Given some abstract problem how can I prove that this problem is not in P. I mean, what is the method for proving such thesis?

Solution

The most common technique is to prove that the problem is hard for some class. For example, consider the problem HALT in which we are given a Turing machine $T$ and a number $n$ (encoded in binary, i.e., in the usual way), and the task is to decide whether $T$ halts within $n$ steps. HALT is EXPTIME-hard. If HALT were in P then P=EXPTIME (using the EXPTIME-hardness of HALT), which contradicts the time hierarchy theorem. We conclude that HALT is not in P.

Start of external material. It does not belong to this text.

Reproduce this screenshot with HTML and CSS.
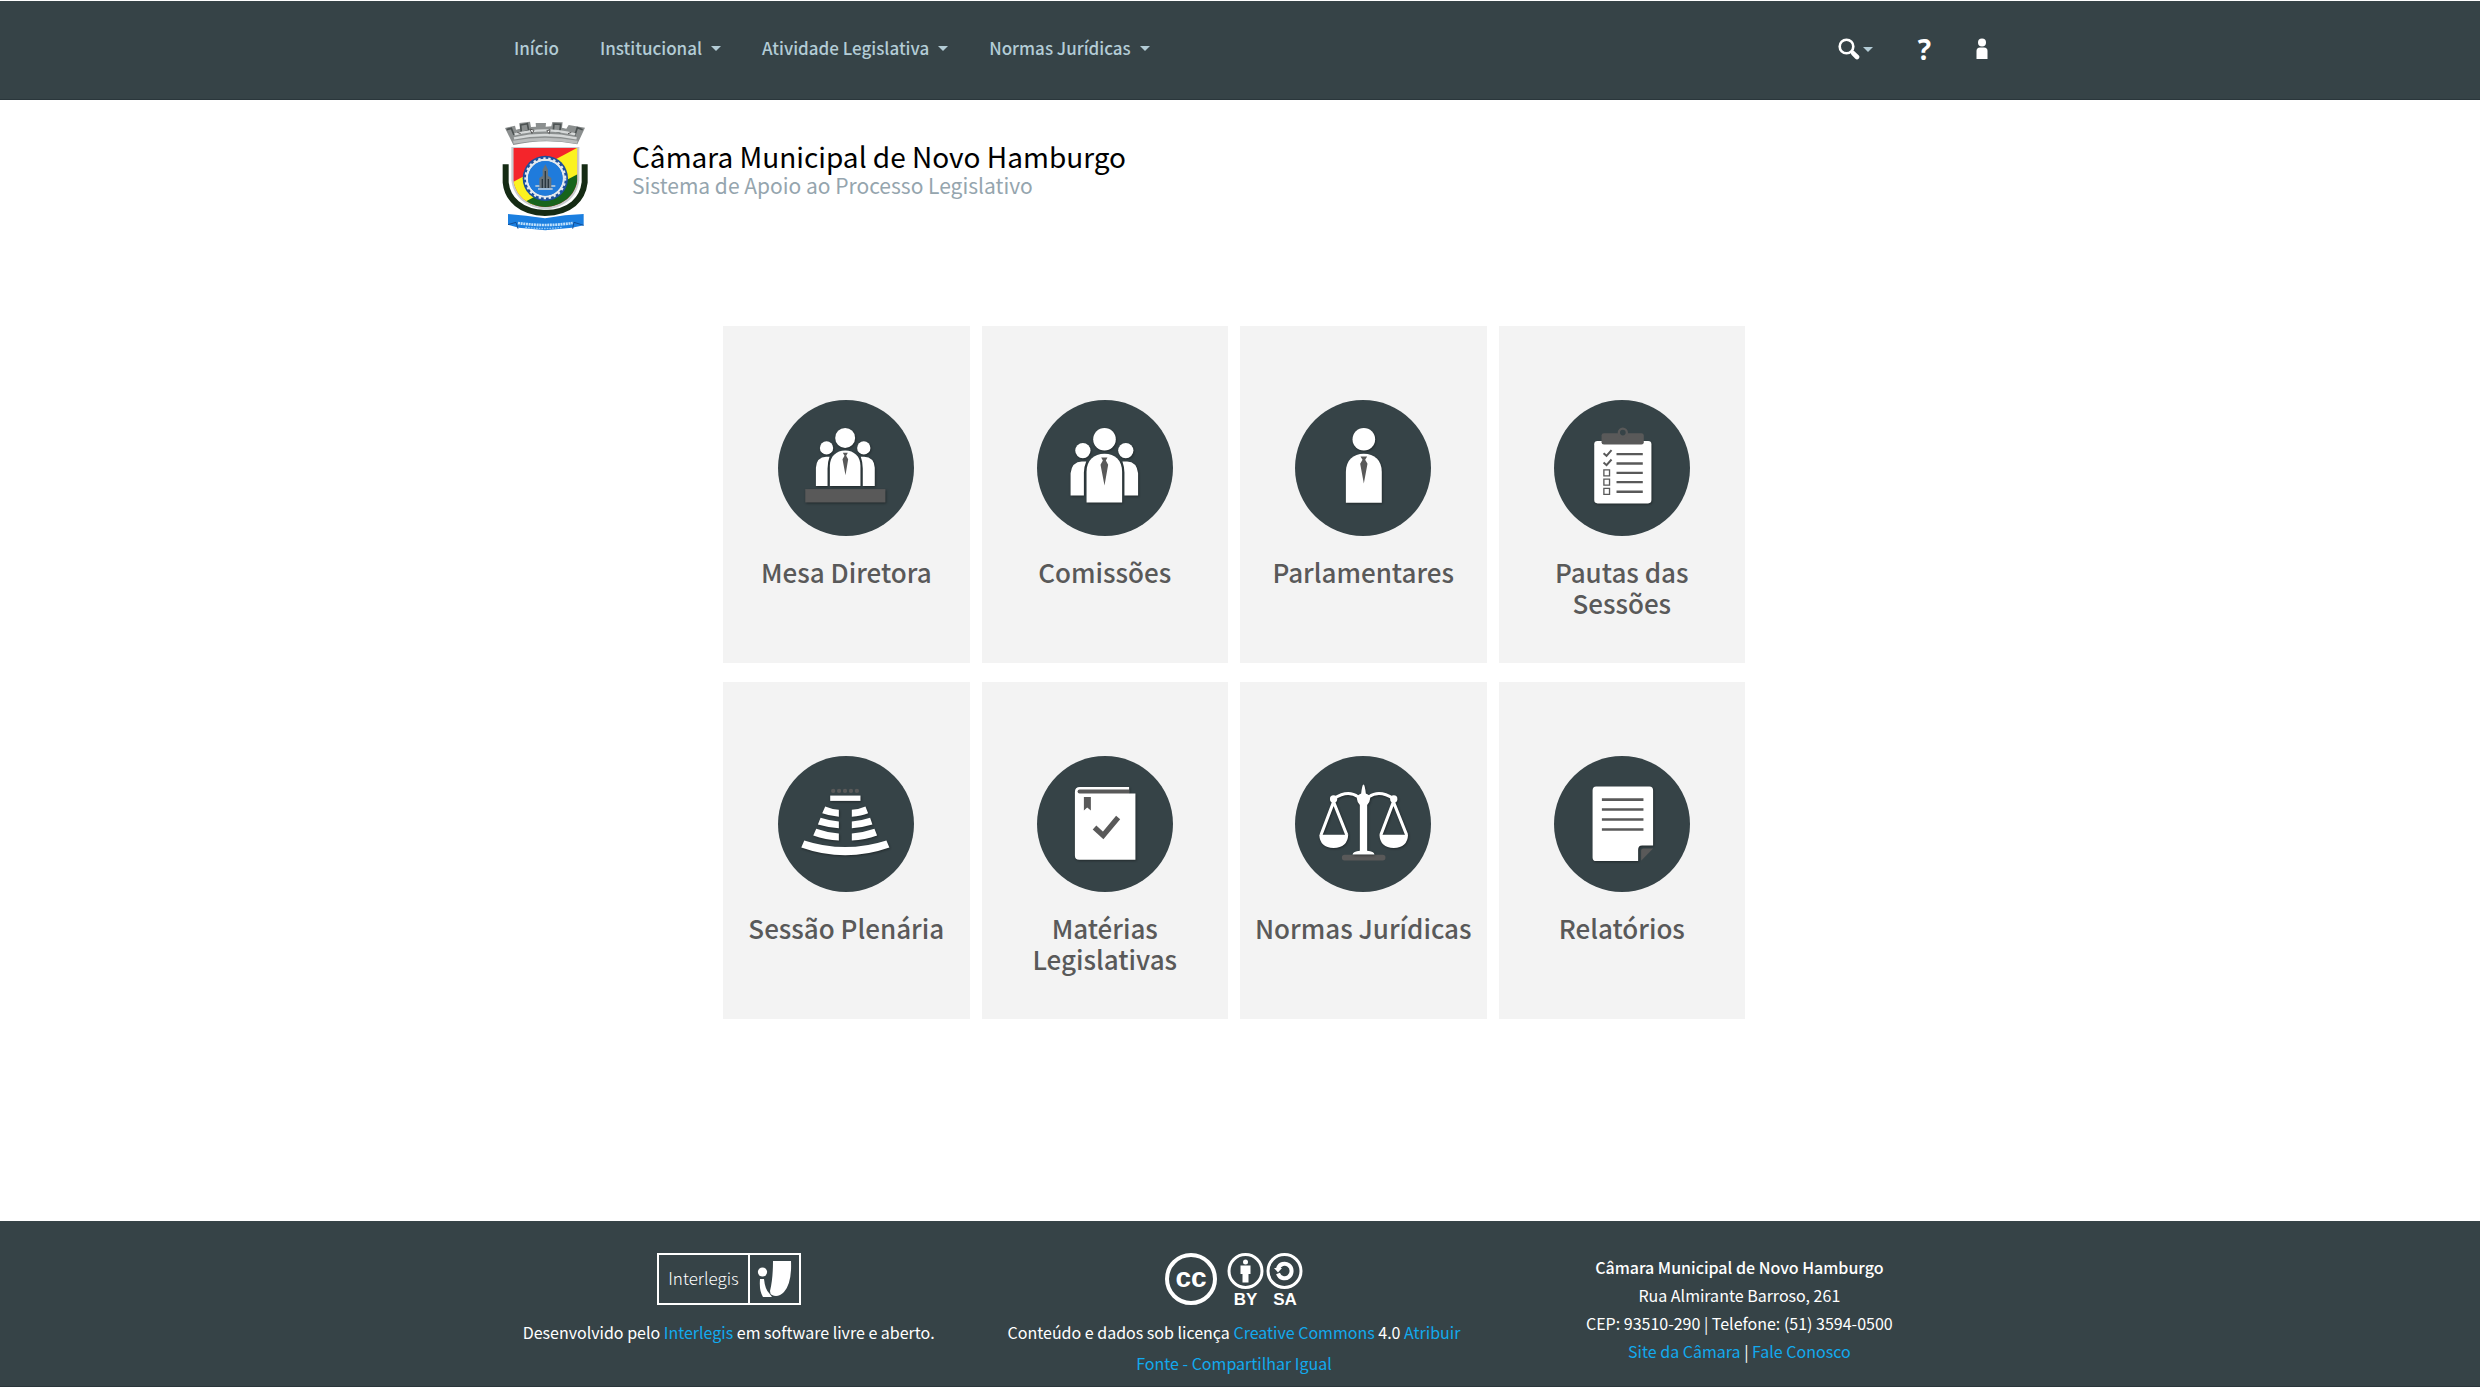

Consider now a different problem, REGEXP-INT, in which given a list of regular expressions, we have to decide whether their intersection is empty. This problem is coPSPACE-hard, and so if it were in P, then P=PSPACE. While we don't know for sure that P is different from PSPACE, this is widely conjectured (and follows from P$\neq$NP), and assuming that, we conclude that REGEXP-INT is not in P. We call this a conditional result. Similarly, SAT is NP-hard, and so unless P=NP, SAT is not in P.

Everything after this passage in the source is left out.